Written problem: Without the pictures, output the lines of the material from the very first through the one that holds "</menu-app>".

Available data:

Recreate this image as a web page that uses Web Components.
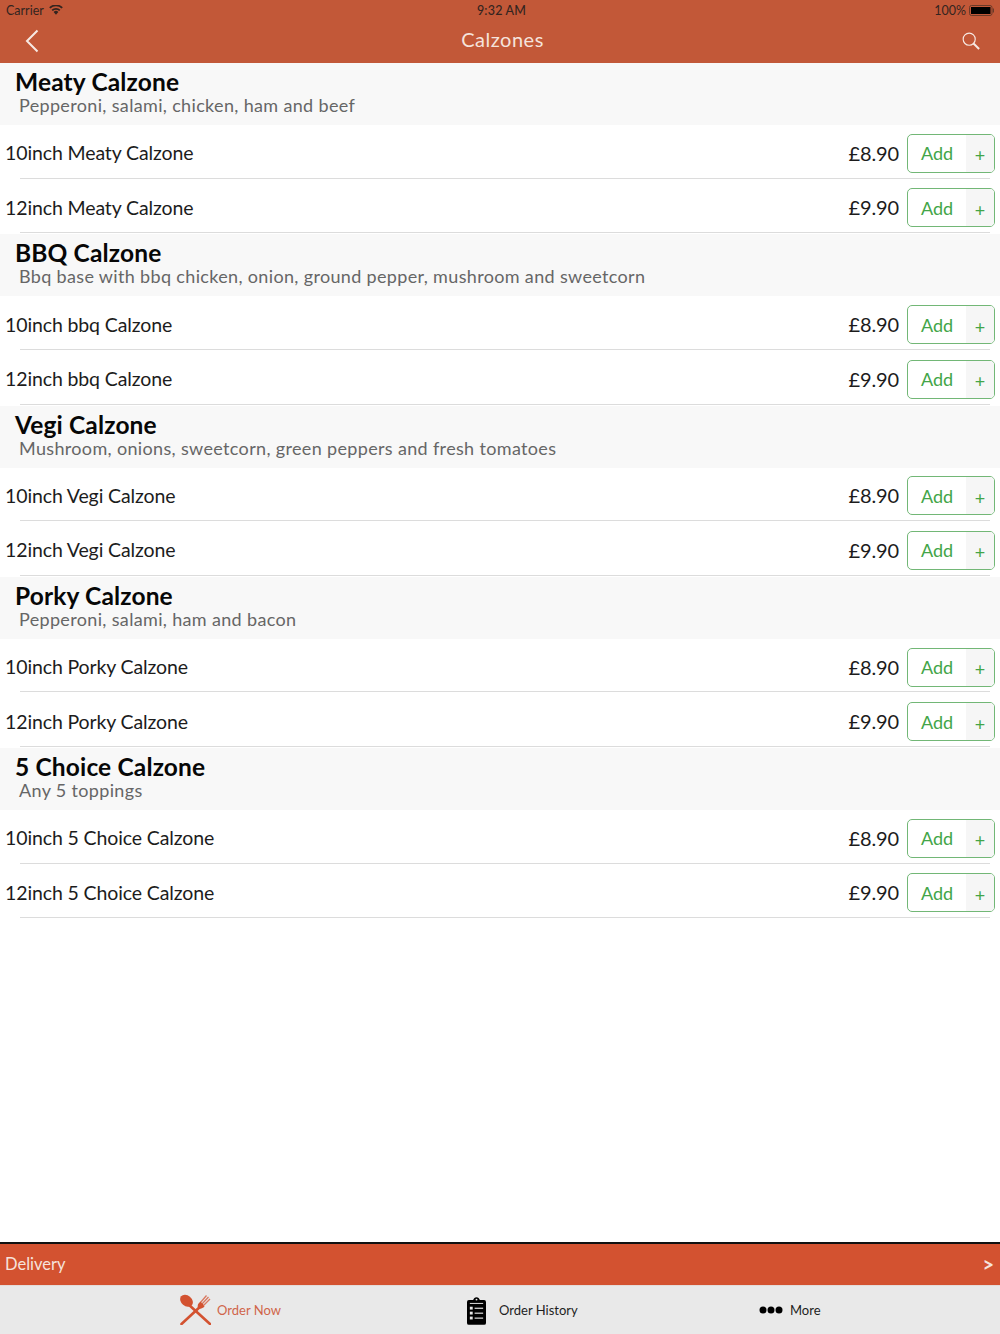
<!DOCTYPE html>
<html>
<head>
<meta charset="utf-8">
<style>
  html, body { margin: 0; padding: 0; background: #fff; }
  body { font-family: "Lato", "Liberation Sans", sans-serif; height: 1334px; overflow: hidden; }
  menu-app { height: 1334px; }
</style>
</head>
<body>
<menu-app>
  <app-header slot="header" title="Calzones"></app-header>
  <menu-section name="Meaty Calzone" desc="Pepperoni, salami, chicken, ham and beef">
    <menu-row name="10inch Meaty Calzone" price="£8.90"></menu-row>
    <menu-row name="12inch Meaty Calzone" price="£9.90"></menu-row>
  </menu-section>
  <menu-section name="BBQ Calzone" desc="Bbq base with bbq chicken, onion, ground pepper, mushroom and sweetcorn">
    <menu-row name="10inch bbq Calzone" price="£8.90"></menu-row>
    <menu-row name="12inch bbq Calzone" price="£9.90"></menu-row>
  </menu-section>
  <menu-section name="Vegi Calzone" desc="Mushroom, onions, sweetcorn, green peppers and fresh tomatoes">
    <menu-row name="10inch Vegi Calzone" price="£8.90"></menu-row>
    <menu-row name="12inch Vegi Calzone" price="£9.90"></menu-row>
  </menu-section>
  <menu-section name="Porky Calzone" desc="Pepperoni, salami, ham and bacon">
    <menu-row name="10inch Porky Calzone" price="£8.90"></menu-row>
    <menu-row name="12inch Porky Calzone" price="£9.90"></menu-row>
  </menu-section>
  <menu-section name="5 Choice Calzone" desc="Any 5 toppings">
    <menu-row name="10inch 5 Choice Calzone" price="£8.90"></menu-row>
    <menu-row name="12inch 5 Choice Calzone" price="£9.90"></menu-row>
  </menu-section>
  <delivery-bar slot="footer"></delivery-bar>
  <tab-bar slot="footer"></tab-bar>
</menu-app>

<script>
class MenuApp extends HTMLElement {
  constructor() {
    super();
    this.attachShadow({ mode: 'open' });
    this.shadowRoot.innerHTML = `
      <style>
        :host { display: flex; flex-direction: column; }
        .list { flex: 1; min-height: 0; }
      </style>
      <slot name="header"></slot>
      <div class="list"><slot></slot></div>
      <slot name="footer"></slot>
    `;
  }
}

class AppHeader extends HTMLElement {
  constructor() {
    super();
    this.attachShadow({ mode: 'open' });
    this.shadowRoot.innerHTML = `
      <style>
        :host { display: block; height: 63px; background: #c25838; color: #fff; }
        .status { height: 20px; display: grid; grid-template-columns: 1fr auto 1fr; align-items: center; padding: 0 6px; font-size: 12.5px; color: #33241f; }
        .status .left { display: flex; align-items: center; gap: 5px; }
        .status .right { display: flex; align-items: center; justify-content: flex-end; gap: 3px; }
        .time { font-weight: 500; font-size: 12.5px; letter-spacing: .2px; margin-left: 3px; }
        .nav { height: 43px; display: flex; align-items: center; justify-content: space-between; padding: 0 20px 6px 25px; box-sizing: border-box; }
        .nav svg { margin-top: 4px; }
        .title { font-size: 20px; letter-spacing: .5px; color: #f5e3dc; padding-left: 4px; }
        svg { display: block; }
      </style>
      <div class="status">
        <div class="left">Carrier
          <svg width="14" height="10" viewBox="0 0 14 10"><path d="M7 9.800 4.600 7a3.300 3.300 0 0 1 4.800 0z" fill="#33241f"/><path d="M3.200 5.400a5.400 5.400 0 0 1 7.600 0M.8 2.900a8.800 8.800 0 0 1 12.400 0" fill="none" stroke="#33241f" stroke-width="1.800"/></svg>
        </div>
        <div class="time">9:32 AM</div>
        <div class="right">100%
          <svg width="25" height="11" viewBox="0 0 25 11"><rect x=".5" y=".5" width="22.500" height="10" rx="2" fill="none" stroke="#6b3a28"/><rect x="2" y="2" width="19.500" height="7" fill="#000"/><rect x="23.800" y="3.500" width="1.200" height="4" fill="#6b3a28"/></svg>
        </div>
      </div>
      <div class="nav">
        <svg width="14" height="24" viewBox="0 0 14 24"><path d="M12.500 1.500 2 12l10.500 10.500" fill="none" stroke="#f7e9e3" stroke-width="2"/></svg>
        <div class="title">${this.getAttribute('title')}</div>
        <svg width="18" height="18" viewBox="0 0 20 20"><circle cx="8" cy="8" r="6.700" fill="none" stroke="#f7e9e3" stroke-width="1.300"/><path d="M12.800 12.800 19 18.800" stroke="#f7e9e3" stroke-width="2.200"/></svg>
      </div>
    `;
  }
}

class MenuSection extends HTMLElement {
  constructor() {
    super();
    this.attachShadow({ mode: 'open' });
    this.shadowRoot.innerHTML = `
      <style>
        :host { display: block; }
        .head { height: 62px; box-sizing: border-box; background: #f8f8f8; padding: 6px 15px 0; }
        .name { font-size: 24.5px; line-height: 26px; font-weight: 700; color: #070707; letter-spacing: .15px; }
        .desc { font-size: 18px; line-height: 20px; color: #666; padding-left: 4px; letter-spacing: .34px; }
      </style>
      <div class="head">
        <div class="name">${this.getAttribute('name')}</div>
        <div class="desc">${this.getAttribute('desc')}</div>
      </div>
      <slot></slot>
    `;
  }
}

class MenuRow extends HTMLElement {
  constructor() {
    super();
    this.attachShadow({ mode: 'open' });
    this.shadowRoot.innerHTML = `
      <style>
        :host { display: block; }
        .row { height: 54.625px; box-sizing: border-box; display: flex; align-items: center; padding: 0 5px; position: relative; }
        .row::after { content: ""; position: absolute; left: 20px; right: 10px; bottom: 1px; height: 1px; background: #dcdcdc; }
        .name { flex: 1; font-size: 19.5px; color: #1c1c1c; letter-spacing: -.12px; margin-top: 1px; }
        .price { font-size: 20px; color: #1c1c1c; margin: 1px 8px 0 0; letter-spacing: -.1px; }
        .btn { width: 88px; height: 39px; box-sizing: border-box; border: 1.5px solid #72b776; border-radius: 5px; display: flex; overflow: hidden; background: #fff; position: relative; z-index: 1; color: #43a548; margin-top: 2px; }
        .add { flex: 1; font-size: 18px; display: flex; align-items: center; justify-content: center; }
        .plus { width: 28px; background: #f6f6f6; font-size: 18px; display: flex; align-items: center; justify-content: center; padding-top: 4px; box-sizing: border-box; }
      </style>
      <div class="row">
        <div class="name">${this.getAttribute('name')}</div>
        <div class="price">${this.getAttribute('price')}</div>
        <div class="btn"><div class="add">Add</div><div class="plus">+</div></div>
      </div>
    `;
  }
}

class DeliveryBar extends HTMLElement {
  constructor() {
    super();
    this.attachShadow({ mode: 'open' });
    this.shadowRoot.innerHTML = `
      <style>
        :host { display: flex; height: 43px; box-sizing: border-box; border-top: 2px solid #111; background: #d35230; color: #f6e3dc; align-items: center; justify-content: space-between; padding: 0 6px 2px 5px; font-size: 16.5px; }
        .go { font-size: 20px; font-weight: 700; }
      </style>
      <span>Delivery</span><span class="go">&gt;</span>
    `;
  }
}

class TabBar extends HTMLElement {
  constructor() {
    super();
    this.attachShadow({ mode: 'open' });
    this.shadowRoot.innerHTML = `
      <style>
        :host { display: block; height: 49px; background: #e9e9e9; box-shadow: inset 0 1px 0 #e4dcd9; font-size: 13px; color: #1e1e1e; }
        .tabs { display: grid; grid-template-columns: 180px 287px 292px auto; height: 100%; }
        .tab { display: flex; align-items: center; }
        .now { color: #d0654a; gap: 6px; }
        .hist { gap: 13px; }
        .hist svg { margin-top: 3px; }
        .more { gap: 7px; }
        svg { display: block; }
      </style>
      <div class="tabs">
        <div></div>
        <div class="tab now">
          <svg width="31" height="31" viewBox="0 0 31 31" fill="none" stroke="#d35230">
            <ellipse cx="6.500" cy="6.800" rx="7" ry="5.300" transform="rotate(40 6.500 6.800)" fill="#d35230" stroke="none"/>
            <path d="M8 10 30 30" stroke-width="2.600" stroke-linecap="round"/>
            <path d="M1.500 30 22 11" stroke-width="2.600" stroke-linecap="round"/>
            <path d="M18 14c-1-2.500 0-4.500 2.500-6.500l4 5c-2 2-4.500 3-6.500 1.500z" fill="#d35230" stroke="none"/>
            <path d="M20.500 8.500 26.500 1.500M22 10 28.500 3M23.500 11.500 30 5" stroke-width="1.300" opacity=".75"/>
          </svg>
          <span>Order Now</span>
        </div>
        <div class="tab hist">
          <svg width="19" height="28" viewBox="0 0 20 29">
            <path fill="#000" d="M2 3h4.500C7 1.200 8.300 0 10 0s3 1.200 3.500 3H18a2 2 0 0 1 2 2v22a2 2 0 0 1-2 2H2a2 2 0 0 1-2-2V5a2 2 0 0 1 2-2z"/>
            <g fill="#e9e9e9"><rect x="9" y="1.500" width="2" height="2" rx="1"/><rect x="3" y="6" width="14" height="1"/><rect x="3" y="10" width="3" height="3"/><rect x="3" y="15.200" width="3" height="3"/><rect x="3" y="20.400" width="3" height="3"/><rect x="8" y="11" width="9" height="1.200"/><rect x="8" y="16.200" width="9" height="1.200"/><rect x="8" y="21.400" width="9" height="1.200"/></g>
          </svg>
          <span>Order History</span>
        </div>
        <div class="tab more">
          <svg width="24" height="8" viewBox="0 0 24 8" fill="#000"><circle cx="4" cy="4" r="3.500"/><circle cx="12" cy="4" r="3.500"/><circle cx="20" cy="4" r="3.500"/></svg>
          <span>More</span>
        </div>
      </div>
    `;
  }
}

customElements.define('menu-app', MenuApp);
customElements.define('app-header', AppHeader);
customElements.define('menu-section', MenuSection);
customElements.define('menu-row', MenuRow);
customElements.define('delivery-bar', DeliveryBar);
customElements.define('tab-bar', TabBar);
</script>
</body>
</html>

Output of the exercise:
Recreate this image as a web page that uses Web Components.
<!DOCTYPE html>
<html>
<head>
<meta charset="utf-8">
<style>
  html, body { margin: 0; padding: 0; background: #fff; }
  body { font-family: "Lato", "Liberation Sans", sans-serif; height: 1334px; overflow: hidden; }
  menu-app { height: 1334px; }
</style>
</head>
<body>
<menu-app>
  <app-header slot="header" title="Calzones"></app-header>
  <menu-section name="Meaty Calzone" desc="Pepperoni, salami, chicken, ham and beef">
    <menu-row name="10inch Meaty Calzone" price="£8.90"></menu-row>
    <menu-row name="12inch Meaty Calzone" price="£9.90"></menu-row>
  </menu-section>
  <menu-section name="BBQ Calzone" desc="Bbq base with bbq chicken, onion, ground pepper, mushroom and sweetcorn">
    <menu-row name="10inch bbq Calzone" price="£8.90"></menu-row>
    <menu-row name="12inch bbq Calzone" price="£9.90"></menu-row>
  </menu-section>
  <menu-section name="Vegi Calzone" desc="Mushroom, onions, sweetcorn, green peppers and fresh tomatoes">
    <menu-row name="10inch Vegi Calzone" price="£8.90"></menu-row>
    <menu-row name="12inch Vegi Calzone" price="£9.90"></menu-row>
  </menu-section>
  <menu-section name="Porky Calzone" desc="Pepperoni, salami, ham and bacon">
    <menu-row name="10inch Porky Calzone" price="£8.90"></menu-row>
    <menu-row name="12inch Porky Calzone" price="£9.90"></menu-row>
  </menu-section>
  <menu-section name="5 Choice Calzone" desc="Any 5 toppings">
    <menu-row name="10inch 5 Choice Calzone" price="£8.90"></menu-row>
    <menu-row name="12inch 5 Choice Calzone" price="£9.90"></menu-row>
  </menu-section>
  <delivery-bar slot="footer"></delivery-bar>
  <tab-bar slot="footer"></tab-bar>
</menu-app>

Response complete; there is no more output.